Readership is a problem. In general people aren't reading anyway, and with ChatGPT we might lose that agency of reading as well. It becomes too cluttered, too much stuff out there.

Yet he maintains surprising optimism about AI writing proliferation. Writing, he notes, is a profoundly therapeutic activity. The first thing a psychologist suggests is to keep a journal. Much Substack content is people sharing their journals: self-help, recovery from difficulty, finding inspiration. The activity is healthy regardless of audience size. The audience question is real, but it does not invalidate the practice.

He writes for himself, not a particular audience. He is grateful when people read but does not limit himself based on what others might think. Writing, in his framing, is selfish in a useful way: he does not write to receive feedback, and he does not want to limit himself based on others' potential reactions. This selfishness becomes a sustainable creative philosophy when freed from validation-seeking.

He can spot AI-written essays, the voice that goes on without saying much. But he is suspicious about his own work too, wondering if readers can tell it has been edited. Even maintaining humour and style, the boundary uncertainty persists.

On AI Consciousness and Creativity

Hurol's scepticism is sharp. When scientists claim AI has consciousness, his response is to redirect the question. Just ask those scientists to explain consciousness in the first place. We do not really know. We have speculative information but no certainty, even about our own.

Can AI be creative? He does not think so. It can do things, but not what we call creativity. It mimics, takes from templates, recombines.
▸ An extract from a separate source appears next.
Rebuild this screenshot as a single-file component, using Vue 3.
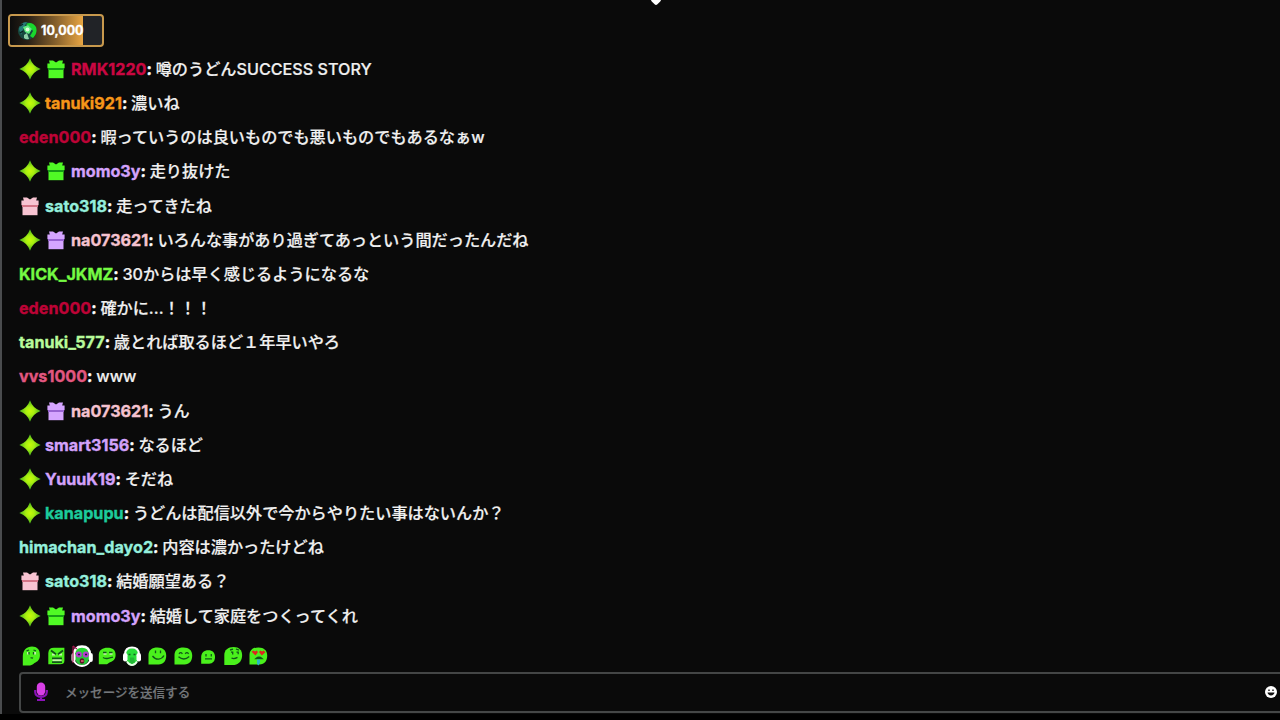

Genuine creativity, in his view, comes from somewhere we still do not fully understand.

As humans we don't create based on logic but on other things we don't fully understand physiologically. The human mind is remarkable.

He emphasises that AI is much bigger than generative AI. Generative AI specifically is mature now, moving into the adoption phase. Other aspects, including machine learning, language processing, and predictions, will continue to evolve. But neuroscience insights must inform AI development. Assuming current architectures already achieve human-level consciousness or creativity is, for him, a category mistake. The fountain pen, the conversations at parties, the ideas that arrive on waking; these are still where his work begins, and where authorship lives.